## Data lines:
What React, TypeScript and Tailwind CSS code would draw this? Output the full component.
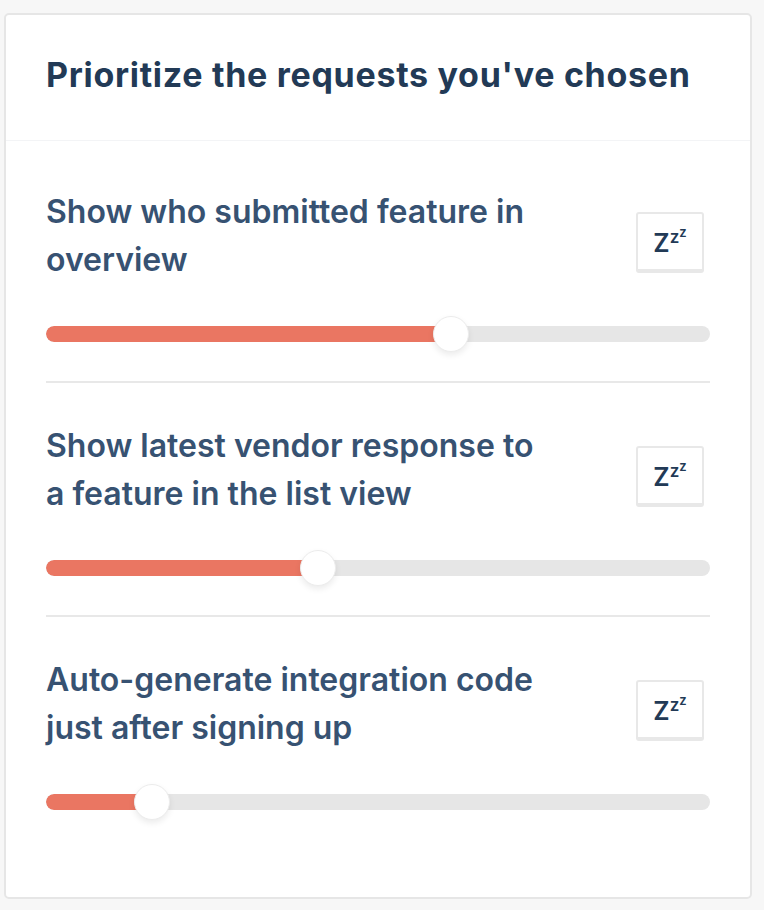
import React from 'react'

const REQUESTS = [
  { title: 'Show who submitted feature in overview', value: 61 },
  { title: 'Show latest vendor response to a feature in the list view', value: 41 },
  { title: 'Auto-generate integration code just after signing up', value: 16 },
]

export default function App() {
  return (
    <div
      className="min-h-[910px] bg-[#f7f7f7] pt-[13px] pl-[4px]"
      style={{ fontFamily: 'Inter, "Noto Sans", sans-serif' }}
    >
      <div className="w-[748px] h-[886px] rounded-[5px] border-2 border-[#e6e6e6] bg-white">
        {/* Header */}
        <div className="h-[126px] border-b border-[#f3f4f6] pl-[40px] pb-[6px] flex items-center">
          <h1 className="text-[34px] font-bold text-[#223a56] tracking-[0.7px]">
            Prioritize the requests you've chosen
          </h1>
        </div>

        {/* Rows */}
        <div className="px-[40px] pt-[47px]">
          {REQUESTS.map((r, i) => (
            <RequestRow key={r.title} title={r.title} value={r.value} last={i === REQUESTS.length - 1} />
          ))}
        </div>
      </div>
    </div>
  )
}

function RequestRow({ title, value, last }: { title: string; value: number; last: boolean }) {
  return (
    <div className={last ? 'pb-[40px]' : 'border-b-2 border-[#e8e8e8] pb-[29px] mb-[39px]'}>
      <div className="flex items-start justify-between">
        <h2 className="w-[500px] text-[32px] leading-[48px] font-semibold text-[#375272]">{title}</h2>
        <button className="mt-[24px] mr-[6px] w-[68px] h-[61px] rounded-[3px] border-2 border-b-4 border-[#e8e8e8] bg-white flex items-center justify-center text-[#223a56]">
          <span className="text-[25px] font-semibold leading-none mt-[4px]">Z</span>
          <span className="text-[17px] font-semibold leading-none -mt-[8px]">z</span>
          <span className="text-[13px] font-semibold leading-none -mt-[18px]">z</span>
        </button>
      </div>
      <div className="mt-[32px] relative h-[36px] flex items-center">
        <div className="w-full h-[16px] rounded-full bg-[#e6e6e6] overflow-hidden">
          <div className="h-full bg-[#ea7662] rounded-l-full" style={{ width: `${value}%` }} />
        </div>
        <div
          className="absolute top-0 w-[36px] h-[36px] -ml-[18px] rounded-full bg-white border border-[#ececec] shadow-[0_3px_6px_rgba(0,0,0,0.08)]"
          style={{ left: `${value}%` }}
        />
      </div>
    </div>
  )
}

## Requirement:
Repeat the data exactly in full, omitting its pictures.

## Solution to the exercise:
What React, TypeScript and Tailwind CSS code would draw this? Output the full component.
import React from 'react'

const REQUESTS = [
  { title: 'Show who submitted feature in overview', value: 61 },
  { title: 'Show latest vendor response to a feature in the list view', value: 41 },
  { title: 'Auto-generate integration code just after signing up', value: 16 },
]

export default function App() {
  return (
    <div
      className="min-h-[910px] bg-[#f7f7f7] pt-[13px] pl-[4px]"
      style={{ fontFamily: 'Inter, "Noto Sans", sans-serif' }}
    >
      <div className="w-[748px] h-[886px] rounded-[5px] border-2 border-[#e6e6e6] bg-white">
        {/* Header */}
        <div className="h-[126px] border-b border-[#f3f4f6] pl-[40px] pb-[6px] flex items-center">
          <h1 className="text-[34px] font-bold text-[#223a56] tracking-[0.7px]">
            Prioritize the requests you've chosen
          </h1>
        </div>

        {/* Rows */}
        <div className="px-[40px] pt-[47px]">
          {REQUESTS.map((r, i) => (
            <RequestRow key={r.title} title={r.title} value={r.value} last={i === REQUESTS.length - 1} />
          ))}
        </div>
      </div>
    </div>
  )
}

function RequestRow({ title, value, last }: { title: string; value: number; last: boolean }) {
  return (
    <div className={last ? 'pb-[40px]' : 'border-b-2 border-[#e8e8e8] pb-[29px] mb-[39px]'}>
      <div className="flex items-start justify-between">
        <h2 className="w-[500px] text-[32px] leading-[48px] font-semibold text-[#375272]">{title}</h2>
        <button className="mt-[24px] mr-[6px] w-[68px] h-[61px] rounded-[3px] border-2 border-b-4 border-[#e8e8e8] bg-white flex items-center justify-center text-[#223a56]">
          <span className="text-[25px] font-semibold leading-none mt-[4px]">Z</span>
          <span className="text-[17px] font-semibold leading-none -mt-[8px]">z</span>
          <span className="text-[13px] font-semibold leading-none -mt-[18px]">z</span>
        </button>
      </div>
      <div className="mt-[32px] relative h-[36px] flex items-center">
        <div className="w-full h-[16px] rounded-full bg-[#e6e6e6] overflow-hidden">
          <div className="h-full bg-[#ea7662] rounded-l-full" style={{ width: `${value}%` }} />
        </div>
        <div
          className="absolute top-0 w-[36px] h-[36px] -ml-[18px] rounded-full bg-white border border-[#ececec] shadow-[0_3px_6px_rgba(0,0,0,0.08)]"
          style={{ left: `${value}%` }}
        />
      </div>
    </div>
  )
}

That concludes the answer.